Now Im thinking of doing Ver. 3 of the overflow; either a dual 3/4" PVC overflow or another single 1" with a slightly different setup.

Now for the question...anyone have any idea of why Ver 2. isnt working? I cant even get a siphon to start and with the pictures you can see the 1" "U" doesnt go all the way to the bottom, preventing water from getting in and i have the vent holes as well, so i have no idea why thing thing isnt working.

Again any help is appreciated
Thanks, Pat

Here is the very first overflow i built, Ver 1:









Heres what it looked like in the tank:









Here is what Ver 2. looks like:









Size comparison, its about 12" from top to bottom:









How deep the inner 1" goes into the outer 2":


----------



## FishFlake (Mar 7, 2010)

I don't see the check valve. Did you install it? Also, are all connections glued?


----------



## Bushpig2 (Nov 29, 2010)

I can fill it without a check valve, so I didn't put one in. I did put one in Ver 1., but again I can fill it without a check valve so it wasn't needed and eventually came unsiliconed from the system. Yes, all the connections were glued together.


----------



## FishFlake (Mar 7, 2010)

My understanding is that the valve is not only for filling and starting, but also for releasing any air that gets trapped over time. When that occurs it can cause the problems your having. Also, I've read that the air is more likely to accumulate at a slow flow rate, whereas at faster rates the bubbles are moved on to the sump. If you do go back to using the valve, you might want to glue it in place first so it's less likely to come undone. You can then silicon if you want to. I hope you get this working, because I've been wanting to make a shorter more compact version too, but have been wondering if it would work. I figured there must be a reason they always seem to be made with that long loop of pipe in the tank. Someone suggested that a certain volume or weight of water is needed for it to work. Not sure though. Maybe you could contact the guy who originally designed these (Wayne Johnson) for help. He's in this link http://www.3reef.com/forums/i-made/nice ... 29396.html. He enters it on page 7 i think as "Aquayne".


----------



## Bushpig2 (Nov 29, 2010)

I think the wate weight idea is the problem.

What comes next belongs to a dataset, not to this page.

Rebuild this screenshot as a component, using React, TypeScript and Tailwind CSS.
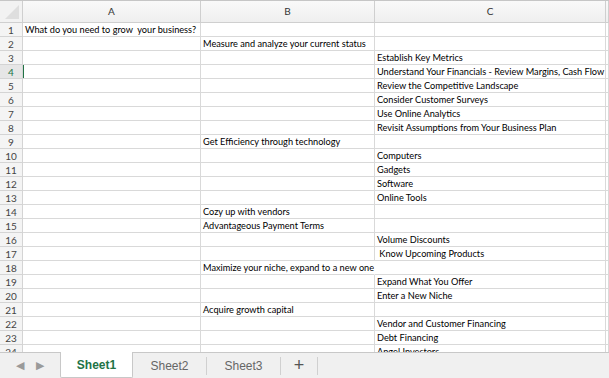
import React from "react";

// row -> [A, B, C]
const ROWS: [string, string, string][] = [
  ["What do you need to grow\u00a0 your business?", "", ""],
  ["", "Measure and analyze your current status", ""],
  ["", "", "Establish Key Metrics"],
  ["", "", "Understand Your Financials - Review Margins, Cash Flow"],
  ["", "", "Review the Competitive Landscape"],
  ["", "", "Consider Customer Surveys"],
  ["", "", "Use Online Analytics"],
  ["", "", "Revisit Assumptions from Your Business Plan"],
  ["", "Get Efficiency through technology", ""],
  ["", "", "Computers"],
  ["", "", "Gadgets"],
  ["", "", "Software"],
  ["", "", "Online Tools"],
  ["", "Cozy up with vendors", ""],
  ["", "Advantageous Payment Terms", ""],
  ["", "", "Volume Discounts"],
  ["", "", "\u00a0Know Upcoming Products"],
  ["", "Maximize your niche, expand to a new one", ""],
  ["", "", "Expand What You Offer"],
  ["", "", "Enter a New Niche"],
  ["", "Acquire growth capital", ""],
  ["", "", "Vendor and Customer Financing"],
  ["", "", "Debt Financing"],
  ["", "", "Angel Investors"],
];

const cellFont = { fontFamily: "Lato, 'Open Sans', sans-serif" };

const Cell = ({ text, overflow, active }: { text: string; overflow?: boolean; active?: boolean }) => (
  <div
    className={`relative h-[14px] border-b border-[#d9d9d9] pl-[2px] pt-px text-[9.2px] leading-[12px] text-black whitespace-nowrap ${
      overflow ? "border-r border-r-transparent overflow-visible z-10" : "border-r border-r-[#d9d9d9] overflow-hidden"
    }`}
  >
    {active && <div className="absolute left-[-1px] top-0 bottom-0 w-[2px] bg-[#217346]" />}
    {text}
  </div>
);

const Tab = ({ label, active }: { label: string; active?: boolean }) =>
  active ? (
    <div className="w-[73px] -mt-px flex items-center justify-center bg-white text-[#217346] font-bold text-[12px] border-x border-b border-[#c8c8c8] rounded-b-[2px]">
      {label}
    </div>
  ) : (
    <div className="w-[74px] flex items-center">
      <div className="flex-1 h-[18px] flex items-center justify-center border-r border-[#d0d0d0] text-[12px] text-[#666]">
        {label}
      </div>
    </div>
  );

export default function App() {
  return (
    <div className="w-[609px] h-[378px] flex flex-col bg-white overflow-hidden" style={{ fontFamily: "'Liberation Sans', Arial, sans-serif" }}>
      <div className="flex-1 overflow-hidden border-t border-[#c6c6c6]">
        <div className="grid grid-cols-[23px_178px_174px_231px_1fr]" style={cellFont}>
          {/* header row */}
          <div className="relative h-[22px] border-r border-b border-[#cfcfcf] bg-[#f2f2f2]">
            <div className="absolute right-[3px] bottom-[3px] w-0 h-0 border-l-[14px] border-l-transparent border-b-[14px] border-b-[#dedede]" />
          </div>
          {["A", "B", "C", ""].map((c, i) => (
            <div
              key={i}
              className="h-[22px] flex items-center justify-center border-r border-b border-[#cfcfcf] bg-gradient-to-b from-[#f9f9f9] to-[#efefef] text-[10px] text-[#333]"
            >
              {c}
            </div>
          ))}
          {ROWS.map((r, i) => (
            <React.Fragment key={i}>
              <div
                className={`h-[14px] flex items-center justify-center pt-px border-r border-b border-[#d4d4d4] text-[10px] ${
                  i === 3 ? "bg-[#e6e6e6] text-[#217346]" : "bg-[#f4f4f4] text-[#444]"
                }`}
              >
                {i + 1}
              </div>
              <Cell text={r[0]} active={i === 3} />
              <Cell text={r[1]} overflow={i === 17} />
              <Cell text={r[2]} />
              <Cell text="" />
            </React.Fragment>
          ))}
        </div>
      </div>
      <div className="h-[26px] shrink-0 flex items-stretch bg-[#f0f0f0] border-t border-[#c8c8c8]">
        <div className="w-[60px] flex items-center justify-center gap-[12px] text-[#9a9a9a] text-[11px]">
          <span>◀</span>
          <span>▶</span>
        </div>
        <Tab label="Sheet1" active />
        <Tab label="Sheet2" />
        <Tab label="Sheet3" />
        <div className="w-[37px] flex items-center">
          <div className="flex-1 h-[18px] flex items-center justify-center border-r border-[#d0d0d0] text-[#555] text-[18px]">
            +
          </div>
        </div>
      </div>
    </div>
  );
}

Ver 1. was pretty long and had a ton of "water weight" to fill up and pull the water through the overflow setup. Ver 2. As you can see does not have a lot of lenght or area to do that. Maybe with a smaller diameter pipe it would work, but the 1" seems to be to big of a diamter to sucessfully keep the siphon in such a small distance to achieve the propper Lwater weight" to start and keep the siphon.

Flow rate with the 1" shouldn't have been the problem, from stated above the 1" should do about 600gph, but again I'm pretty sure it comes back to the water weight idea.

All that being said, its kind of a bummer my setup doesn't work as by design and theory it should work, but forces unknown and possible lenght requirements of the pipe I think keep this setup from working.

With my next paycheck (the wife has me on this "saving money for stuff other than my fishtank" plan which is wierd , disturbing and I don't fully understand that either ) ill be designing and testing Ver 3 which will most likely be a dual 3/4" PVC overflow system. Ill post up pictures and whatnot when I get that goin.


----------



## Valous (Jan 30, 2011)

Bushpig2. I am currently building an overflow very similar to this. I did not close my top off I actually left it open and just gluing the 1 inch pipe right against the 2 inch. Once i am done I will try to get pics up. But can i ask how you are filling the overflow up with water with out the check valve and air line?


----------



## Bushpig2 (Nov 29, 2010)

@Valous, you fill the outer 2" pretty much to the top with water, then slide the 1" "U" into the outer 2" and by displacement of the 1", it should fill the siphon tube with the water from the outer 2". Open your ball valve and it should start right up. The only problem i had was that the water that was being displaced wanted to shoot out of the vent holes, so you either need a scond person the first time you try to get it going or get something to plug up the vent holes to keep that from happening.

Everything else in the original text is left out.